Mother ships (usually stolen sea-going fishing ships) are spotted leaving known pirate bases, and, when they get far enough out to indicate they are going after distant targets, they are intercepted by a warship. If weapons and boarding equipment is found, the pirates are arrested and prosecuted, and the mother ships and speedboats destroyed. If the pirates managed to dump their weapons and boarding gear overboard, the mother ship is sunk anyway, according to Ecoterra.
Meanwhile, more merchant ships are carrying armed guards, and there have been at least four incidents this year where these guards fired their weapons to drive off pirates.

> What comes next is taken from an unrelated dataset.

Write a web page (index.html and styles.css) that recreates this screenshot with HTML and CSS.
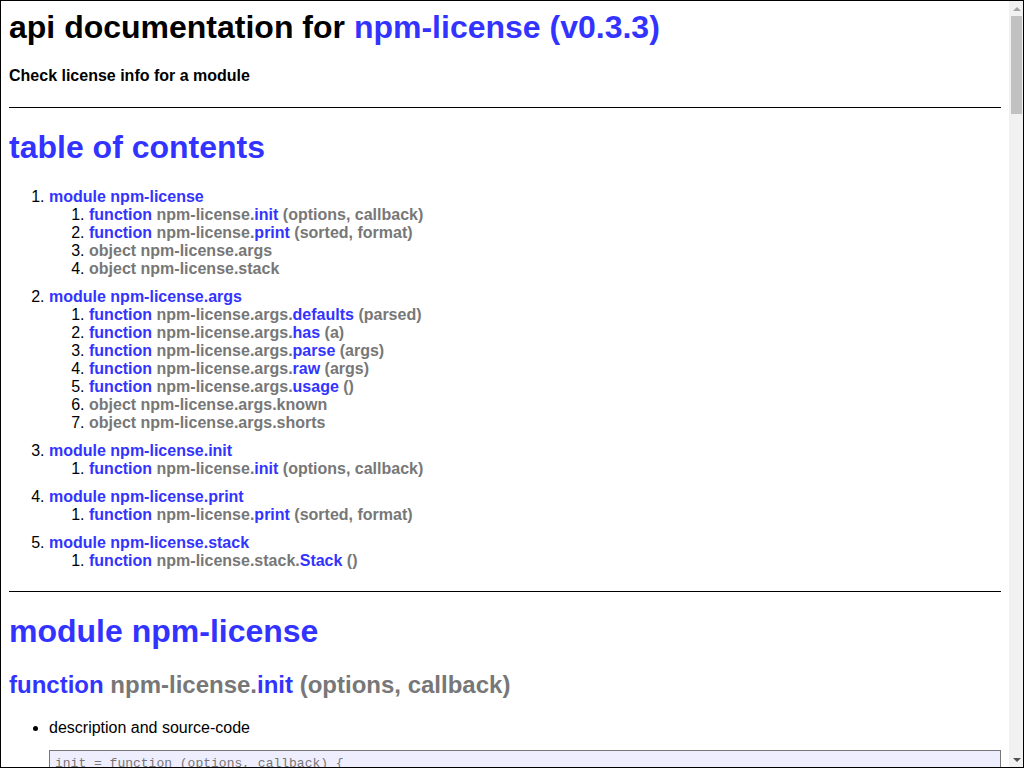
FILE: index.html
```html
<!DOCTYPE html>
<html lang="en">
<head>
<meta charset="utf-8">
<title>api documentation for npm-license (v0.3.3)</title>
<link rel="stylesheet" href="styles.css">
</head>
<body>
<div class="window">
<div class="viewport">
<div class="apidoc">
  <h1 class="doc-title">api documentation for <a class="lnk" href="#">npm-license (v0.3.3)</a></h1>
  <h4 class="doc-desc">Check license info for a module</h4>

  <div class="section">
    <h1 class="section-title"><a class="lnk" href="#toc">table of contents</a></h1>
    <ol class="toc">
      <li class="module-li"><a class="lnk" href="#m1">module npm-license</a>
        <ol>
          <li><a class="lnk" href="#e1">function <span class="sig">npm-license.</span>init <span class="sig">(options, callback)</span></a></li>
          <li><a class="lnk" href="#e2">function <span class="sig">npm-license.</span>print <span class="sig">(sorted, format)</span></a></li>
          <li><span class="sig">object npm-license.args</span></li>
          <li><span class="sig">object npm-license.stack</span></li>
        </ol>
      </li>
      <li class="module-li"><a class="lnk" href="#m2">module npm-license.args</a>
        <ol>
          <li><a class="lnk" href="#e3">function <span class="sig">npm-license.args.</span>defaults <span class="sig">(parsed)</span></a></li>
          <li><a class="lnk" href="#e4">function <span class="sig">npm-license.args.</span>has <span class="sig">(a)</span></a></li>
          <li><a class="lnk" href="#e5">function <span class="sig">npm-license.args.</span>parse <span class="sig">(args)</span></a></li>
          <li><a class="lnk" href="#e6">function <span class="sig">npm-license.args.</span>raw <span class="sig">(args)</span></a></li>
          <li><a class="lnk" href="#e7">function <span class="sig">npm-license.args.</span>usage <span class="sig">()</span></a></li>
          <li><span class="sig">object npm-license.args.known</span></li>
          <li><span class="sig">object npm-license.args.shorts</span></li>
        </ol>
      </li>
      <li class="module-li"><a class="lnk" href="#m3">module npm-license.init</a>
        <ol>
          <li><a class="lnk" href="#e8">function <span class="sig">npm-license.</span>init <span class="sig">(options, callback)</span></a></li>
        </ol>
      </li>
      <li class="module-li"><a class="lnk" href="#m4">module npm-license.print</a>
        <ol>
          <li><a class="lnk" href="#e9">function <span class="sig">npm-license.</span>print <span class="sig">(sorted, format)</span></a></li>
        </ol>
      </li>
      <li class="module-li"><a class="lnk" href="#m5">module npm-license.stack</a>
        <ol>
          <li><a class="lnk" href="#e10">function <span class="sig">npm-license.stack.</span>Stack <span class="sig">()</span></a></li>
        </ol>
      </li>
    </ol>
  </div>

  <div class="section">
    <h1 class="section-title"><a class="lnk" href="#m1" id="m1">module npm-license</a></h1>

    <div class="element">
      <h2 class="el-title"><a class="lnk" href="#e1" id="e1">function <span class="sig">npm-license.</span>init <span class="sig">(options, callback)</span></a></h2>
      <ul class="el-list">
        <li>description and source-code<pre class="code">init = function (options, callback) {
    console.log('scanning' , options.start);
    read(options.start, { dev: true }, function (err, json) {
        var data = flatten({
            deps: json,
            data: {},
            include: options.include,
            unknown: options.unknown,
            depth: options.depth
        });
        var sorted = {};
        Object.keys(data).sort().forEach(function (item) {
            if (!sorted[item]) {
                sorted[item] = data[item];
            }
        });
        callback(sorted);
    });
}</pre></li>
        <li>example usage<pre class="code">...
var license = require('npm-license');
license.init({
    start: process.cwd(),
    include: 'all'
}, function (json) {
    license.print(json);
});
...</pre></li>
      </ul>
    </div>
  </div>
</div>
</div>
<div class="scrollbar" aria-hidden="true">
  <div class="sb-btn"><span class="sb-arrow sb-up"></span></div>
  <div class="sb-track"><div class="sb-thumb"></div></div>
  <div class="sb-btn"><span class="sb-arrow sb-down"></span></div>
</div>
</div>
</body>
</html>
```

FILE: styles.css
```css
html,
body {
  margin: 0;
  padding: 0;
  background: #fff;
}

body {
  font-family: "Liberation Sans", Arial, Helvetica, sans-serif;
  font-size: 16px;
  color: #000;
}

.window {
  display: flex;
  height: 100vh;
  box-sizing: border-box;
  border: 1px solid #000;
  overflow: hidden;
}

.viewport {
  flex: 1;
  min-width: 0;
  overflow: hidden;
}

.apidoc {
  margin: 8px;
}

/* scrollbar */
.scrollbar {
  width: 15px;
  margin-right: -1px;
  display: flex;
  flex-direction: column;
  background: #f1f1f1;
  position: relative;
}

.sb-btn {
  height: 15px;
  display: flex;
  align-items: center;
  justify-content: center;
}

.sb-arrow {
  width: 0;
  height: 0;
  border-left: 4px solid transparent;
  border-right: 4px solid transparent;
}

.sb-up {
  border-bottom: 4px solid #a3a3a3;
}

.sb-down {
  border-top: 4px solid #505050;
}

.sb-track {
  flex: 1;
  padding: 0 2px;
}

.sb-thumb {
  height: 98px;
  background: #c1c1c1;
}

/* document */
.lnk {
  color: #33f;
  font-weight: bold;
  text-decoration: none;
}

.sig {
  color: #777;
  font-weight: bold;
}

.doc-title {
  font-size: 32px;
  margin: 0 0 21.44px;
}

.doc-desc {
  font-size: 16px;
  margin: 21.28px 0;
}

.section {
  border-top: 1px solid #000;
  margin-top: 20px;
}

.section-title {
  font-size: 32px;
  margin: 21.44px 0;
}

.toc {
  margin: 16px 0 21px;
  padding-left: 40px;
}

.toc ol {
  margin: 0;
  padding-left: 40px;
}

.module-li {
  margin-top: 10px;
}

.el-title {
  font-size: 24px;
  margin: 19.92px 0;
}

.el-list {
  margin: 16px 0;
  padding-left: 40px;
}

.code {
  font-family: "Liberation Mono", "Courier New", monospace;
  font-size: 13px;
  margin: 13px 0;
  background: #eef;
  border: 1px solid #777;
  color: #777;
  padding: 5px;
  white-space: pre-wrap;
  overflow-wrap: break-word;
}
```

Most merchant ships have noted that all the ships taken of late are those that did not heed the advice of the anti-piracy patrol, said Ecoterra, adding that “this advice includes travelling through the Gulf of Aden in the two patrolled corridors, or, better yet, waiting for the regular convoys the patrol escorts through the corridors daily. Even ships travelling the corridor, or with a convoy, are advised to post additional lookouts, and radio the patrol immediately if they spot a pirate speed boat. Any small boat near the corridors, equipped with a powerful outboard engine (something a fisherman could not afford, but necessary to overtake a merchant ship), should be considered suspicious, and reported.”
Interestingly, Ecoterra said that ship captains are also advised of measures they can take to repel boarders, “as it’s been observed that the pirates will give up if crew resistance keeps them off the ship for more than a half hour. But the crew must have water hoses at the ready, and crewmen practiced in the use of high pressure water against boarders.”
“The Gulf of Aden has become, for the moment, a place where a guarded (in the corridor or a convoy) ship is impossible to take. If the campaign against the mother ships succeeds, the pirates may get discouraged, and look for other work (like the lucrative Yemeni smuggling run). But first, the pirates will try to find chinks in the new, improved, anti-piracy tactics,” Ecoterra said.